AAP Image/Con Chronis

As borders reopen, the economy and Aussies are set to fly!

Peter Switzer
8 February 2022

Step-by-step, economic and real-life normalcy is creeping back and the Morrison Government’s decision to open our international borders to all double-vaccinated foreign visitors and visa holders from February 21 is a case in point. It’s a gamble that the Premier of WA, Mark McGowan would never have taken if he was PM as he shudders opening up his state to fellow Aussies, unless it’s for sport!

On a personal business level, I saw the steps back to normalcy in my office yesterday, when we christened our new studio, which has taken an eternity to build and is still waiting to be completed, thanks to the virus restrictions and a broken goods lift in our building (but that’s another story!). Seeing Jun Bei Liu from Tribeca Alpha Plus fund actually come to the studio was a glimpse of how our world operated before we heard of the Coronavirus! (My interview with her looked at the beaten-up tech stocks that one day could rebound in a more normal, fast economic growth world. You can see it here.)

Despite pleas from business groups to state and federal leaders to do more to get staff back to offices in CBDs, there are even signs that some workers are starting to resume their pre-pandemic work arrangements. That said, many are banking on employers embracing a hybrid model of some work from home.

That undoubtedly will become a part of the new normal for businesses that can see benefits in the innovation born out of the Coronavirus. But to many businesses, the old normal of open borders, flying overseas, the return of foreign workers and the resumption of immigrant arrivals, are important ingredients in getting our economy to grow again with real, sustainable oomph.

When the new normal is more set in concrete, then governments can stop financially supporting individuals and businesses and they can start trying to get their budget houses in order.

That’s why this step to open our borders is so important on many levels and not least in the stock market yesterday.

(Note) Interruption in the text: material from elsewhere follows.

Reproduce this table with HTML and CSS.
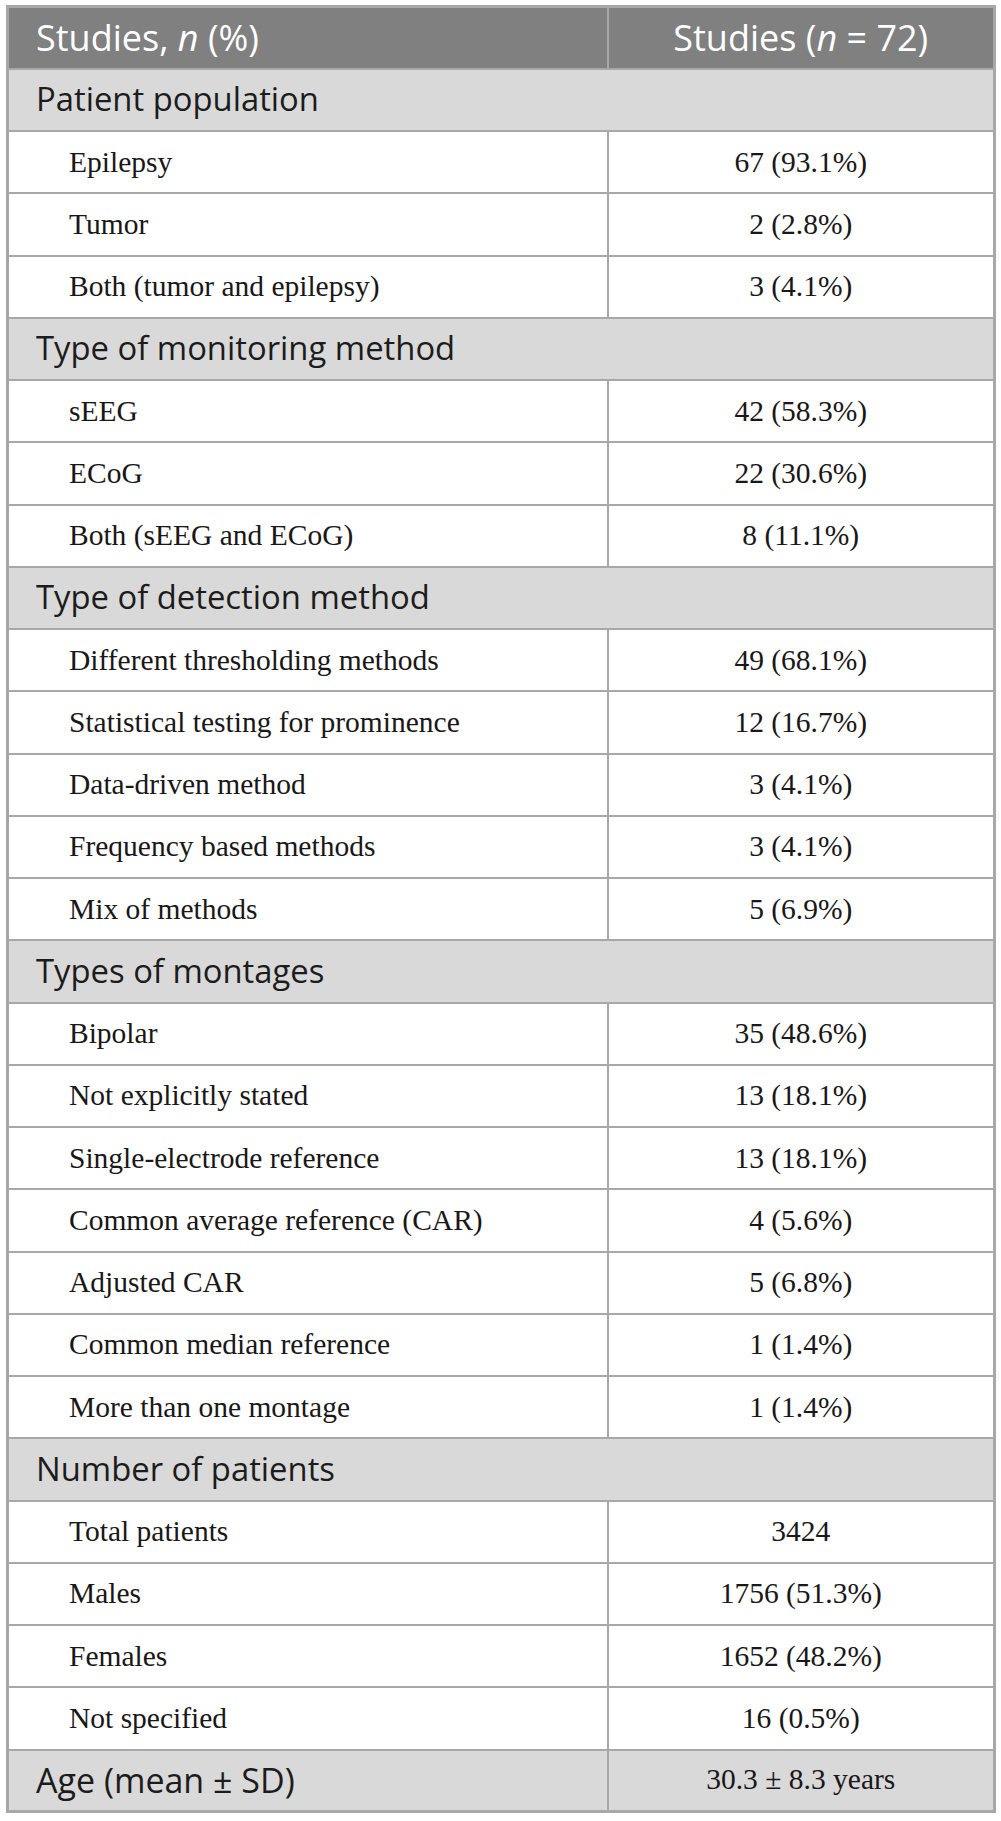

Flight Centre’s share price spiked 7.8%, Qantas 4.6%, Webjet 6.17% and Corporate Travel Management 7%. That’s dollars chasing the returns that come out of the new normal coming down the pike.

Immigration that has actually gone negative since the pandemic was declared in February 2020 will be reinstated, with the old cap of 160,000 a year. And that will be an important piece of stimulus to get the economy growing strongly going forward.

And it’s growth that’s critical to ensure the budget deficit and associated debt it racked up can be paid down in the future.

Open borders and the return of foreign workers and immigrants will mean those pubs and restaurants that have been operating on a reduced number of days and hours open, will be able to get back to normal trading.

Pandemic-affected businesses will not only be more profitable again, but they will also be easier to sell for those owners who’ve had enough of trying to make a profit in an increasingly challenging virus-infected economy and new age labour market.

Spearheading that growth will be the tourism sector, which the AFR says in the financial year before the pandemic struck “generated more than $60 billion for the Australian economy, with more than 660,000 jobs dependent on the industry”.

The following chart shows how our economy has responded to the end of lockdowns.

That blue line slumped on the arrival of the Coronavirus and the national shutdown. It shot up when we came out in June. It slumped when Victoria went into its long lockdown and with other state lockdowns but each time the reopening led to a big rebound in economic activity.

The opening of borders and us learning to live with Coronaviruses will lead to a very big economic recovery and that will be the biggest deliverer of the new normalcy as a chain of positivity and great economic outcomes flow out of the end of this damn-infected life we’ve lived for two years.

I can’t wait to say “bon voyage” to our soon-to-be-high-flying economy.